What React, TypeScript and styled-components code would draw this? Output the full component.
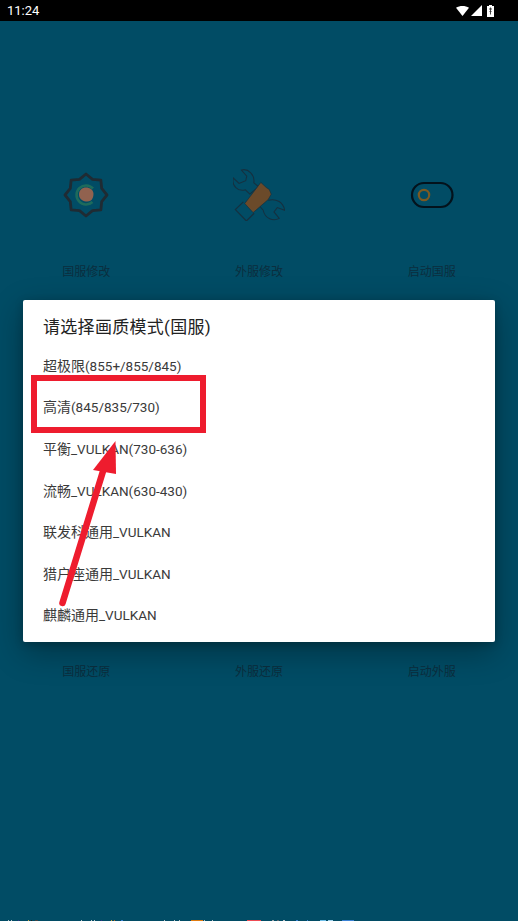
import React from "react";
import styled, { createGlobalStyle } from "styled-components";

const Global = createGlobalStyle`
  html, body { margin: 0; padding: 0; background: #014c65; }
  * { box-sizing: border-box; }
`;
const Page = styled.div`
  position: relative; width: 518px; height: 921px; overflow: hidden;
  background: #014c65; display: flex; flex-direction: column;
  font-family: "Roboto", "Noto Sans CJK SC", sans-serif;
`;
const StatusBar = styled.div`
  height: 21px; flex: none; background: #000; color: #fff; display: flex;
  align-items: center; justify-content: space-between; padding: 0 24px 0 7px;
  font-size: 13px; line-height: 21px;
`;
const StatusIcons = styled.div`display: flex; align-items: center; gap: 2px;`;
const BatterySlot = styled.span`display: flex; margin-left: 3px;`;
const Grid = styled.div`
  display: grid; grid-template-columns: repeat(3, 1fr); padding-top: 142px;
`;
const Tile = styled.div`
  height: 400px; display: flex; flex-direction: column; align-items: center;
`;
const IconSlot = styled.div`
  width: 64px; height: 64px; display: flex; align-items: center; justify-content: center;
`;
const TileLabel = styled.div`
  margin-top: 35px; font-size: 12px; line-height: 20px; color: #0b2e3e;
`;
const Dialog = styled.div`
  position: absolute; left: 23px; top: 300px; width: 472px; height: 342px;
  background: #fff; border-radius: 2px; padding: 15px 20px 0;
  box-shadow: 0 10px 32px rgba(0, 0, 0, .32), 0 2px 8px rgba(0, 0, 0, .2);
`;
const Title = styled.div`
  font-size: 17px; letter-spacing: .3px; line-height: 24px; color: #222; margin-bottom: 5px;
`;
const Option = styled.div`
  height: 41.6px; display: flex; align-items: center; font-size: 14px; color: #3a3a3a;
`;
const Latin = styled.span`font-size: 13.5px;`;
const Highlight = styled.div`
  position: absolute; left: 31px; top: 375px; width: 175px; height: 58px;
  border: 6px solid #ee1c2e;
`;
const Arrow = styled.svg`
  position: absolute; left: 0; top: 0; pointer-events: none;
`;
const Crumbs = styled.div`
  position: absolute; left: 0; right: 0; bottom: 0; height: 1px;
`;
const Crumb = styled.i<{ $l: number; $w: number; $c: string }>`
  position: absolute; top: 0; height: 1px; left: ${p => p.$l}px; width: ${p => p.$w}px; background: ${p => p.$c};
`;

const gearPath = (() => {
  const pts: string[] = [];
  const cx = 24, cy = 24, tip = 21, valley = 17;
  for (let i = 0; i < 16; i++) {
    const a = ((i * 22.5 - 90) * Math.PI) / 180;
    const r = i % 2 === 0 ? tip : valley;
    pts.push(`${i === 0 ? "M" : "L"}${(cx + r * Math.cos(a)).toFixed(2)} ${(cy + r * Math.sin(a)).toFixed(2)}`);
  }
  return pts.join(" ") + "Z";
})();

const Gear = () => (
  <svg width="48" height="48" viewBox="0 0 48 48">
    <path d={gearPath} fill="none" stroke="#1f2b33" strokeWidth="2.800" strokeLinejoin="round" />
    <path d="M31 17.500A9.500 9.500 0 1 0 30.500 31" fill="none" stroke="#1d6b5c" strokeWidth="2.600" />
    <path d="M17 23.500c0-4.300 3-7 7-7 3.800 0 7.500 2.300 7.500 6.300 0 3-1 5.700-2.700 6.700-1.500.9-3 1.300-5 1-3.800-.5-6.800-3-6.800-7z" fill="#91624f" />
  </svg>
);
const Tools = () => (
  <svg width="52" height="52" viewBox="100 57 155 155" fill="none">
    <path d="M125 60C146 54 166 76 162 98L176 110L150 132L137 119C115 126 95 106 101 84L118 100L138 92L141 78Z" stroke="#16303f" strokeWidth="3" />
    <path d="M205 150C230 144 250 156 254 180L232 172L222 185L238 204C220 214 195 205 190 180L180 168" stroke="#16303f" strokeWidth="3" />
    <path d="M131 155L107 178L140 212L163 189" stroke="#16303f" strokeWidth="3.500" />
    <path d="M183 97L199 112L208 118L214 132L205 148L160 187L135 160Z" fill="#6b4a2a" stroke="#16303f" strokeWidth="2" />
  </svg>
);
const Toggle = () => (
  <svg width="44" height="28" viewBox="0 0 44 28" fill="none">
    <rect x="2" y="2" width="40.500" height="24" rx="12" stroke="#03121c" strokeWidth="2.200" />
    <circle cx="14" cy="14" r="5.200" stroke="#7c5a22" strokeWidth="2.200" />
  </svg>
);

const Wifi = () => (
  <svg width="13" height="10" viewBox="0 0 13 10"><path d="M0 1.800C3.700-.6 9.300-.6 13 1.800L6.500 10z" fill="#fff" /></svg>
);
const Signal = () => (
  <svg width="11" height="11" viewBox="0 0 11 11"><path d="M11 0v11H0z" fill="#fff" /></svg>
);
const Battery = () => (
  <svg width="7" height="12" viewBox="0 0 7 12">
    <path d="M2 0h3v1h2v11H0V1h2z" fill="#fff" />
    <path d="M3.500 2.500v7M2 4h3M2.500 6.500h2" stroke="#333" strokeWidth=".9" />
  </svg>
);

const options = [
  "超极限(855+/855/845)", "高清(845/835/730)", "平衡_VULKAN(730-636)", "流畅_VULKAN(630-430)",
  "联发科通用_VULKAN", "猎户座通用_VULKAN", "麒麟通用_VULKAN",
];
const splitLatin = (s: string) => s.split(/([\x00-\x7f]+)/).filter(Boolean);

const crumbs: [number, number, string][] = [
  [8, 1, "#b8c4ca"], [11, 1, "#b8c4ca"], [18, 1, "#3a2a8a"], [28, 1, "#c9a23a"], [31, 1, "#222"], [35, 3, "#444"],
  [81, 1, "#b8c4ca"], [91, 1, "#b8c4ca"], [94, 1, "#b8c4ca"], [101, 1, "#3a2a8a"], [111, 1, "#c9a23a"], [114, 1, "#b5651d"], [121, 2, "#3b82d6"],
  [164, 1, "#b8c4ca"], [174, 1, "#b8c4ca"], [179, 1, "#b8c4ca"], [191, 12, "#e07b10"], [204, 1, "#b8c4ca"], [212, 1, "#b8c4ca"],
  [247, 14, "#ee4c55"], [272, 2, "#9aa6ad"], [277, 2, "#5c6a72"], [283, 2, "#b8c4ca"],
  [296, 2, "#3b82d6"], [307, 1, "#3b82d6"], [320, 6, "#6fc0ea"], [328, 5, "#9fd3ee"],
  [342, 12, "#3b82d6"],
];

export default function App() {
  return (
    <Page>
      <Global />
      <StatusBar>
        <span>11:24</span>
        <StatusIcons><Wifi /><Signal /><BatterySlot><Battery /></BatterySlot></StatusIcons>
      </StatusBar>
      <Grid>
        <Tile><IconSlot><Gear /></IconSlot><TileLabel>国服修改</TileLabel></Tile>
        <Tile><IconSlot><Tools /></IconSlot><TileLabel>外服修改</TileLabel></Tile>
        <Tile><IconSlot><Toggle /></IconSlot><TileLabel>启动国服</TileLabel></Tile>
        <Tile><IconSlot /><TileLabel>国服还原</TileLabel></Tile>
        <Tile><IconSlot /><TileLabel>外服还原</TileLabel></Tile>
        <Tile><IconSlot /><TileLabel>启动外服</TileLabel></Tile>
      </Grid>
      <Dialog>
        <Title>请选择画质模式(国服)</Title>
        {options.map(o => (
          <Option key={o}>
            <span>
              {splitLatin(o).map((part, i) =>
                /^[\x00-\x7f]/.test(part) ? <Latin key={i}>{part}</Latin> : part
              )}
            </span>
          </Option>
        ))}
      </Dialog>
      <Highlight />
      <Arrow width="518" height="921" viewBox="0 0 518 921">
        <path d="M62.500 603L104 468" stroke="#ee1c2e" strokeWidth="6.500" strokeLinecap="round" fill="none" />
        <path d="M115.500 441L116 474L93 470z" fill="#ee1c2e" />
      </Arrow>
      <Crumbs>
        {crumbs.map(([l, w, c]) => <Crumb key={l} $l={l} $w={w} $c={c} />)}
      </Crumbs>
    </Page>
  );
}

────────

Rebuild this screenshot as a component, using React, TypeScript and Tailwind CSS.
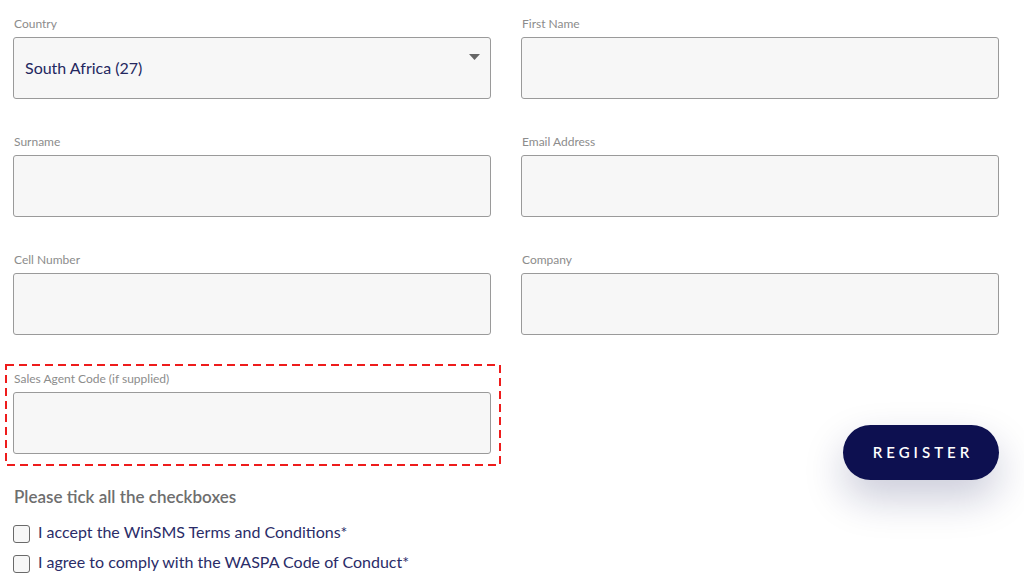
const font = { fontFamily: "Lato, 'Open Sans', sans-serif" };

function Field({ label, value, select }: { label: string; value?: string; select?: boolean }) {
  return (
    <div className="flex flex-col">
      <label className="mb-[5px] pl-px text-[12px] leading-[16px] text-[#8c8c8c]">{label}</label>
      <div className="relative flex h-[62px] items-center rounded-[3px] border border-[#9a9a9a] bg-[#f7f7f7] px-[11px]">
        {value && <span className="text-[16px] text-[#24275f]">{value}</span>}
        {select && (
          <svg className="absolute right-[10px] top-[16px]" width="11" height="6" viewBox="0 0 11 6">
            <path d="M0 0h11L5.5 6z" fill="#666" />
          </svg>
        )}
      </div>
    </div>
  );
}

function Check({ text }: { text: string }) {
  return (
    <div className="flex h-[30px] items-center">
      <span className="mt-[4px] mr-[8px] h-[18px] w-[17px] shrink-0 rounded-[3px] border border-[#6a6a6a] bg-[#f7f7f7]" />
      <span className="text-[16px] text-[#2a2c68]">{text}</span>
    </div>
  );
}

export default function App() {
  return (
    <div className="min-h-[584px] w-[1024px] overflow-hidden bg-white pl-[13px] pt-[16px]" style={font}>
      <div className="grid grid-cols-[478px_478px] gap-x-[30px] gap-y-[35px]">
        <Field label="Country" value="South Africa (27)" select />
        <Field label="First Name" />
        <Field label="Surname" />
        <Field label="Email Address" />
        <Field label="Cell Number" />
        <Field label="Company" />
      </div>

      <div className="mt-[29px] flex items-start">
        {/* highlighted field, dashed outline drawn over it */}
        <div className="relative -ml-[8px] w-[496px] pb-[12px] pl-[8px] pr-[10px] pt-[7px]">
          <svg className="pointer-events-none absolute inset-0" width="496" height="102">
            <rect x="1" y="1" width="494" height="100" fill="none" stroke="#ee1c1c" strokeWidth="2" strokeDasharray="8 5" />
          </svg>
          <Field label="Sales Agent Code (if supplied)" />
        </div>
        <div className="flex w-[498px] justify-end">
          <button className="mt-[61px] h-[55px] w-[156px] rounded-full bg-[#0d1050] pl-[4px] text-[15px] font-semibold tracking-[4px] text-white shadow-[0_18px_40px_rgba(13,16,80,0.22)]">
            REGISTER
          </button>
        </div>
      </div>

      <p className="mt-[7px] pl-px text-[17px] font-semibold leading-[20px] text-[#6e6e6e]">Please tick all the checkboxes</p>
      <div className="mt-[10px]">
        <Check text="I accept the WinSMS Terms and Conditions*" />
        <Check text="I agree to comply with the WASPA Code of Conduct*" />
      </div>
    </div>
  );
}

────────

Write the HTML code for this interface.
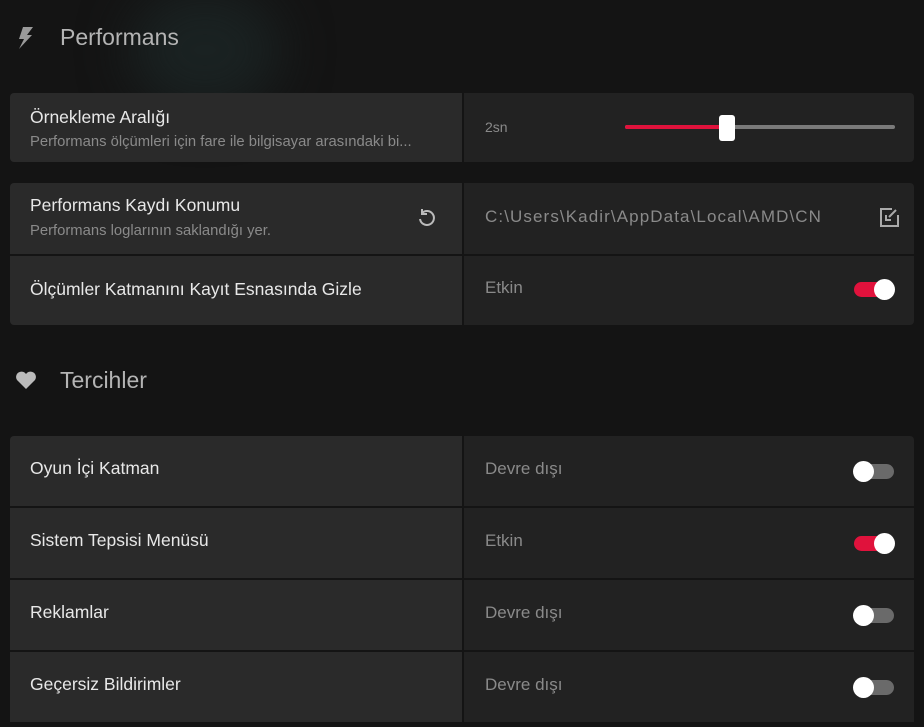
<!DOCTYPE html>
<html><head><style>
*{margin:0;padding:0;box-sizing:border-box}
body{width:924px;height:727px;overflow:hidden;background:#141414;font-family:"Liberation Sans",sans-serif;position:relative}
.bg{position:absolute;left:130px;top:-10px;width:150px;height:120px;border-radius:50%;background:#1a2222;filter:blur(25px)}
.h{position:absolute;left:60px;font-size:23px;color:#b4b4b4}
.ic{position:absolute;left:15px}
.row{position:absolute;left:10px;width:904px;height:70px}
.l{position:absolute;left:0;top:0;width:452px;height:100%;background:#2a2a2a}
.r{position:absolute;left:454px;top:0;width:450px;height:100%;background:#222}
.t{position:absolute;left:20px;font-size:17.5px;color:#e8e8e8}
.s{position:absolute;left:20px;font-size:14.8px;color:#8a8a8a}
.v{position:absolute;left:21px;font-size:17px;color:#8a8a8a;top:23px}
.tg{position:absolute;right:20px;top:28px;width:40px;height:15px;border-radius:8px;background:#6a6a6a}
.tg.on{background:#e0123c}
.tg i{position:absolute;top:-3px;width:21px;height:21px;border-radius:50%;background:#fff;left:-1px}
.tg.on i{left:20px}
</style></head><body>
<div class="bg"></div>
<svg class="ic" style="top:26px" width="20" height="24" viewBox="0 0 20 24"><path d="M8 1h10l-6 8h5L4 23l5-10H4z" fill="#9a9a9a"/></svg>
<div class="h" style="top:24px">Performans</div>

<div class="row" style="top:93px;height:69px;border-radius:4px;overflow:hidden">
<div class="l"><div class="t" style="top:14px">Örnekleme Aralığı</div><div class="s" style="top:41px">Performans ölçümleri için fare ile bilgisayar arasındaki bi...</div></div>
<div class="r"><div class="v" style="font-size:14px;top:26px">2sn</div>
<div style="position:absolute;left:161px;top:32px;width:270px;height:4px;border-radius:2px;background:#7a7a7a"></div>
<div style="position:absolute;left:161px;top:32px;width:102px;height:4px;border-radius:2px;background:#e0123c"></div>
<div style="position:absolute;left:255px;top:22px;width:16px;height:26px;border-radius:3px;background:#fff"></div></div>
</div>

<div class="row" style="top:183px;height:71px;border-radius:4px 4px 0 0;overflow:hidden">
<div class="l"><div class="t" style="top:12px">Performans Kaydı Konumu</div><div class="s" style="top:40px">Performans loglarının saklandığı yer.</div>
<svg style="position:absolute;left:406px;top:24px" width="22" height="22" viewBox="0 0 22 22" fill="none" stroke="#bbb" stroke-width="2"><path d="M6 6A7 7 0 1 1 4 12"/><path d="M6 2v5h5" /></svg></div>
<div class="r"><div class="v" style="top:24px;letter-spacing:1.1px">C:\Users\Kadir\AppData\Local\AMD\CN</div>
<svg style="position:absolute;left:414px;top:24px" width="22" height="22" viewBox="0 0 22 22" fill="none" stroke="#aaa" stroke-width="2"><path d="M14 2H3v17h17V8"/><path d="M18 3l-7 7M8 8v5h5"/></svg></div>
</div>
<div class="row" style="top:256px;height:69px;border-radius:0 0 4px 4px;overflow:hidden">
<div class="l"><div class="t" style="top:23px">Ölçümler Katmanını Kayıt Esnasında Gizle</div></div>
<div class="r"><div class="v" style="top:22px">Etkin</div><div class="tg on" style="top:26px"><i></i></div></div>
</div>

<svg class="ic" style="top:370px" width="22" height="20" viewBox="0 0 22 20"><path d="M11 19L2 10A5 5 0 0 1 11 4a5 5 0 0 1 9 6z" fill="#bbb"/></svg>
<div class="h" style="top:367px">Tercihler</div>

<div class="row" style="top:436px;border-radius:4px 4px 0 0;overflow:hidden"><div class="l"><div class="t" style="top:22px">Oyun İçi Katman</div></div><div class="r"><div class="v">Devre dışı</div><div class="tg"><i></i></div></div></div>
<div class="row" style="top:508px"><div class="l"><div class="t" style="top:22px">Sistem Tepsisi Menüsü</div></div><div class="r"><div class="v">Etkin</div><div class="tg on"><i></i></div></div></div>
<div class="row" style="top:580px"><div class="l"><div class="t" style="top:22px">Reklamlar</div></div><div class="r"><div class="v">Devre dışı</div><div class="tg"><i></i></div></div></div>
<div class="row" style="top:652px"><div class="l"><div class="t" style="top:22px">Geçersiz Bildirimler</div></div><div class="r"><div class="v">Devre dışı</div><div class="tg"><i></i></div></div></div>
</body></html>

────────

◆ Stated task
Look through the lines above and collect those with the word "TypeScript".

◆ Problem solution
What React, TypeScript and styled-components code would draw this? Output the full component.
Rebuild this screenshot as a component, using React, TypeScript and Tailwind CSS.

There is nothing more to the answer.